Why did I stop the car to make these pictures?

These photographs were taken along Ontario highways number 7 and 41 between 2002 and 2014.  I accummulated these images without a lot of premeditation or an or agenda to guide me nevertheless I want  to confront them to explain – or at least question - the space they occupy in my life..

I love making pictures and for me looking through a camera is sensual and intense..  My cameras let me engage my subjects with an intimacy that I cannot achieve with words. My inability to satisfactorily explain my own visuality has been the subject of several small photo projects I have made since the nineteen seventies. These pictures of shacks and roadside banalities are symptoms – or metaphors – a bout a longer path taken. After 40 years of making photographs daily photographing has become so much a part of my presence in the world that is has become instinctual and reflexive for me.  I can’t imagine being anyone else  but, as the pictures I have made grow in numbers, new strategies are needed to locate, manage and assign meaning to my images. The task of organizing and categorizing them has changed from a casual , uncomplicated one into something that is technical, complex and unforgiving. I no longer rummage through boxes of prints ,  instead I search within a hundred thousand images in a database that references files stored on a dozen hard drives.

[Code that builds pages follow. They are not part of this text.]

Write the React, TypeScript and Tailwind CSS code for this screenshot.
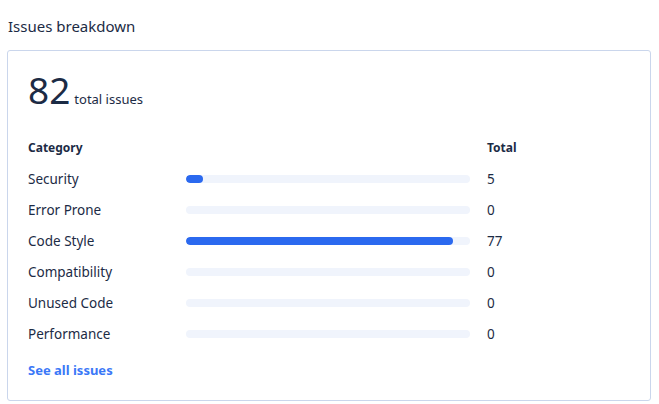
const rows = [
  { name: 'Security', total: 5 },
  { name: 'Error Prone', total: 0 },
  { name: 'Code Style', total: 77 },
  { name: 'Compatibility', total: 0 },
  { name: 'Unused Code', total: 0 },
  { name: 'Performance', total: 0 },
];

const sum = rows.reduce((a, r) => a + r.total, 0);

export default function App() {
  return (
    <div
      className="min-h-screen bg-white px-[7px] pt-[16px] text-[#1c2b45]"
      style={{ fontFamily: '"Noto Sans", "Open Sans", sans-serif' }}
    >
      <h2 className="text-[15px] leading-[20px] ml-px">Issues breakdown</h2>
      <div className="mt-[14px] w-[644px] border border-[#cad6ec] rounded-[3px] px-[20px] pt-[17px] pb-[20px]">
        <div className="flex items-baseline gap-[4px]">
          <span className="text-[37px] leading-[44px]">{sum}</span>
          <span className="text-[13px]">total issues</span>
        </div>

        <div className="mt-[26px] grid grid-cols-[141px_284px_1fr] gap-x-[17px] items-center">
          <div className="text-[12px] font-bold leading-[20px]">Category</div>
          <div />
          <div className="text-[12px] font-bold leading-[20px]">Total</div>
          {rows.map((r) => (
            <div key={r.name} className="contents">
              <div className="text-[13.5px] leading-[20px] mt-[11px]">{r.name}</div>
              <div className="h-[8px] rounded-full bg-[#f0f4fc] mt-[11px] overflow-hidden">
                <div
                  className="h-full rounded-full bg-[#2b69ef]"
                  style={{ width: `${(r.total / sum) * 100}%` }}
                />
              </div>
              <div className="text-[13.5px] leading-[20px] mt-[11px]">{r.total}</div>
            </div>
          ))}
        </div>

        <a href="#" className="block mt-[16px] text-[13px] font-bold text-[#3b78f7] leading-[20px]">
          See all issues
        </a>
      </div>
    </div>
  );
}
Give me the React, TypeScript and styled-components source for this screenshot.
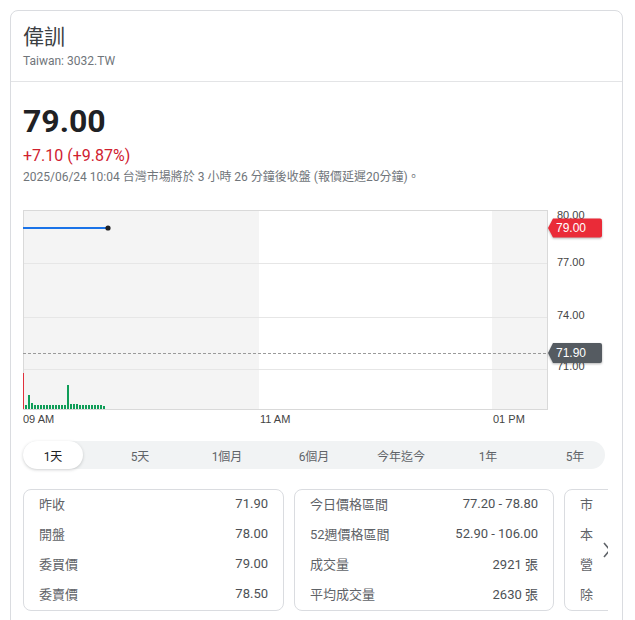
import React from 'react';
import styled, {createGlobalStyle} from 'styled-components';

const GlobalStyle = createGlobalStyle`
  html, body {
    margin: 0;
    padding: 0;
    background: #fff;
    width: 635px;
    height: 620px;
    overflow: hidden;
  }
  body {
    font-family: Roboto, Arial, "Noto Sans CJK TC", sans-serif;
    color: #202124;
  }
`;

const Page = styled.div`
  padding: 10px 12px 0 10px;
`;

const Card = styled.div`
  width: 613px;
  box-sizing: border-box;
  border: 1px solid #dadce0;
  border-radius: 8px;
  min-height: 640px;
`;

const Header = styled.div`
  padding: 12px 12px 12px;
  border-bottom: 1px solid #e3e4e6;
`;

const Title = styled.div`
  font-size: 21px;
  line-height: 28px;
  color: #3c4043;
  font-family: Roboto, "Noto Sans CJK TC", sans-serif;
`;

const Ticker = styled.div`
  font-size: 12px;
  line-height: 16px;
  margin-top: 2px;
  color: #70757a;
`;

const Body = styled.div`
  padding: 19px 14px 0 12px;
`;

const Price = styled.div`
  font-size: 32px;
  font-weight: 700;
  line-height: 40px;
  color: #202124;
`;

const Change = styled.div`
  font-size: 16px;
  line-height: 22px;
  margin-top: 4px;
  color: #d0212f;
`;

const Stamp = styled.div`
  font-size: 12px;
  line-height: 16px;
  margin-top: 2px;
  color: #70757a;
  font-family: Roboto, "Noto Sans CJK TC", sans-serif;
`;

const ChartBox = styled.svg`
  display: block;
  margin-top: 20px;
  font-family: "Liberation Sans", Arial, sans-serif;
  font-size: 11px;
`;

const Tabs = styled.div`
  margin-top: 11px;
  width: 582px;
  height: 28px;
  border-radius: 14px;
  background: #f1f3f4;
  display: flex;
  justify-content: space-between;
  align-items: center;
`;

const Tab = styled.div<{ $active?: boolean }>`
  width: 60px;
  height: 28px;
  border-radius: 14px;
  display: flex;
  align-items: center;
  justify-content: center;
  font-size: 12px;
  font-family: Roboto, "Noto Sans CJK TC", sans-serif;
  color: ${p => (p.$active ? '#202124' : '#5f6368')};
  background: ${p => (p.$active ? '#fff' : 'transparent')};
  box-shadow: ${p => (p.$active ? '0 1px 3px rgba(60,64,67,0.25)' : 'none')};
`;

const StatsWrap = styled.div`
  position: relative;
  margin-top: 20px;
  overflow: hidden;
`;

const StatsRow = styled.div`
  display: flex;
  gap: 10px;
`;

const StatCard = styled.div<{ $w: number }>`
  width: ${p => p.$w}px;
  box-sizing: border-box;
  border: 1px solid #dadce0;
  border-radius: 8px;
  padding: 0 15px 0 15px;
  flex-shrink: 0;
`;

const StatLine = styled.div`
  height: 30px;
  display: flex;
  align-items: center;
  justify-content: space-between;
  padding-bottom: 3px;
  box-sizing: border-box;
  font-size: 13px;
  color: #4d5156;
  font-family: Roboto, "Noto Sans CJK TC", sans-serif;
`;

const Label = styled.span`
  color: #5f6368;
`;

const MoreButton = styled.div`
  position: absolute;
  top: 1px;
  bottom: 1px;
  left: 570px;
  width: 28px;
  background: #fff;
  display: flex;
  align-items: center;
  justify-content: center;
`;

const tabs = ['1天', '5天', '1個月', '6個月', '今年迄今', '1年', '5年'];

const col1 = [
  ['昨收', '71.90'],
  ['開盤', '78.00'],
  ['委買價', '79.00'],
  ['委賣價', '78.50'],
];
const col2 = [
  ['今日價格區間', '77.20 - 78.80'],
  ['52週價格區間', '52.90 - 106.00'],
  ['成交量', '2921 張'],
  ['平均成交量', '2630 張'],
];
// only the first characters peek out from under the arrow
const col3 = [
  ['市', ''],
  ['本', ''],
  ['營', ''],
  ['除', ''],
];

const vols = [4, 14, 6, 4, 4, 4, 4, 4, 4, 4, 4, 4, 4, 4, 24, 5, 5, 5, 4, 4, 4, 4, 4, 4, 4, 4, 3];

function Chart() {
  return (
    <ChartBox width={600} height={225} viewBox="0 0 600 225">
      <rect x={0} y={5} width={236} height={199} fill="#f4f4f4" />
      <rect x={469} y={5} width={55} height={199} fill="#f4f4f4" />
      {[58.5, 112.5, 164.5].map(y => (
        <line key={y} x1={0} x2={524} y1={y} y2={y} stroke="#e6e6e6" />
      ))}
      <rect x={0.5} y={5.5} width={524} height={199} fill="none" stroke="#d9d9d9" />
      <line x1={0} x2={524} y1={148.5} y2={148.5} stroke="#9a9a9a" strokeDasharray="3,2" />
      <line x1={0.5} x2={0.5} y1={168} y2={204} stroke="#e0303c" />
      {vols.map((h, i) => (
        <rect key={i} x={2 + i * 3} y={204 - h} width={2} height={h} fill="#0f9d58" />
      ))}
      <line x1={0} x2={85} y1={23} y2={23} stroke="#1a73e8" strokeWidth={2} />
      <circle cx={85} cy={23} r={2.6} fill="#202124" />

      <g fill="#444" dominantBaseline="middle">
        <text x={534} y={11}>80.00</text>
        <text x={534} y={58.5}>77.00</text>
        <text x={534} y={111.5}>74.00</text>
        <text x={534} y={162.5}>71.00</text>
      </g>

      <g style={{filter: 'drop-shadow(0 1px 1px rgba(0,0,0,0.3))'}}>
        <path d="M525 23 L530 13.5 H577 Q579 13.5 579 15.5 V30.5 Q579 32.5 577 32.5 H530 Z" fill="#ea2b38" />
        <path d="M525 148 L530 138 H577 Q579 138 579 140 V156 Q579 158 577 158 H530 Z" fill="#555b61" />
      </g>
      <g fill="#fff" dominantBaseline="middle" fontSize={12}>
        <text x={533} y={23.5}>79.00</text>
        <text x={533} y={148.5}>71.90</text>
      </g>

      <g fill="#444" dominantBaseline="middle">
        <text x={0} y={215.5}>09 AM</text>
        <text x={237} y={215.5}>11 AM</text>
        <text x={470} y={215.5}>01 PM</text>
      </g>
    </ChartBox>
  );
}

function StatBlock({rows, w}: {rows: string[][]; w: number}) {
  return (
    <StatCard $w={w}>
      {rows.map(([k, v]) => (
        <StatLine key={k}>
          <Label>{k}</Label>
          {v && <span>{v}</span>}
        </StatLine>
      ))}
    </StatCard>
  );
}

export default function App() {
  return (
    <>
      <GlobalStyle />
      <Page>
        <Card>
          <Header>
            <Title>偉訓</Title>
            <Ticker>Taiwan: 3032.TW</Ticker>
          </Header>
          <Body>
            <Price>79.00</Price>
            <Change>+7.10 (+9.87%)</Change>
            <Stamp>2025/06/24 10:04 台灣市場將於 3 小時 26 分鐘後收盤 (報價延遲20分鐘)。</Stamp>
            <Chart />
            <Tabs>
              {tabs.map((t, i) => (
                <Tab key={t} $active={i === 0}>{t}</Tab>
              ))}
            </Tabs>
            <StatsWrap>
              <StatsRow>
                <StatBlock rows={col1} w={261} />
                <StatBlock rows={col2} w={260} />
                <StatBlock rows={col3} w={260} />
              </StatsRow>
              <MoreButton>
                <svg width="10" height="18" viewBox="0 0 10 18">
                  <path d="M2 2 L8 9 L2 16" fill="none" stroke="#5f6368" strokeWidth="1.6" />
                </svg>
              </MoreButton>
            </StatsWrap>
          </Body>
        </Card>
      </Page>
    </>
  );
}
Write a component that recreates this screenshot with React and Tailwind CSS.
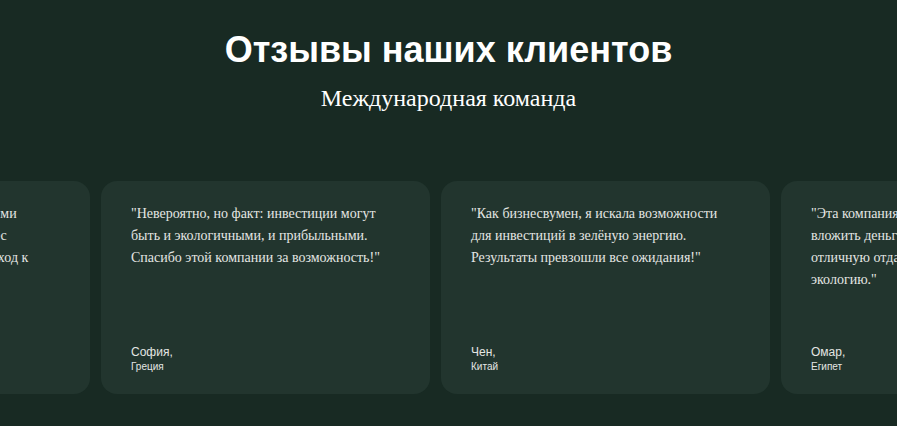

When I am driving I look for pictures as I go and sometimes I think to myself “This road is not pretty, but I must keep my eyes open because I  know something positive will be achieved if I shoot more photographs  again, today. “ . My need to be satiated visually is compulsive and irrational , I love to work this way but I  am becoming suspicious that my intuition is out of control  and that I  do not really know what I  am doing. I  feel  guilty when I hold my camera without knowing why ....    

After driving back and forth on this road a hundred times and shooting and reshooting;  I am still unsure  what makes me stop the car.  Sometimes I whisper to myself, corrosively . . .   “futile, futile,  there is no point....”   in frustration as I set up the camera for yet another shot.

Or perhaps  I say to myself. . “  I love to look but I am bored of looking this way. “ ?

Did I stop because I saw evocative subject matter  I could colour as personal and sentimental? To make a  narrative with my eye on the rear view mirror?  To talk about myself through the image of a landscape?    

When I arrange them every picture stains another, more or less, depending on its proximity to the others and its nature. I think that the images link in emotional and poetic ways.  But that is just me . . .

Why not speculate, invent or project readings onto the list of huts and leverage them as metaphors for something they are not?  Perhaps use them as paranoid stand-ins for doom, failure, lost dreams and a pointer to the sharp end of time’s arrow?  It is all good, it works.

What are all the pictures for and who will use them?  The subject is one thing and I see another .  Each shack whines at the traffic for sympathy ‘‘ stop here! I  need your business to survive, it’s all  home baked! . I could stop to historicize it, mourn it, praise it or advocate for it or I could talk to people behind the shacks … but I won’t..

I can always take safety in the structure of this collection – the axioms,  rules and  logic of inclusion and precedence that I have used as my aesthetic which may only be a substitute for meaning, or just barren style.  Art history provides some lovely excuses and  then there are formal niceties to admire too ... there are all the grids, lines,  chronologies, sequencing, endless hierarchies ordered by colour, size, shape, function, price. But never ordered by meaning….  It is so easy to find a place for an image  in my thorough and indecisive archive,  that is full of contingency , safe , orderly and polite  . . .  anesthesia and I can’t stop.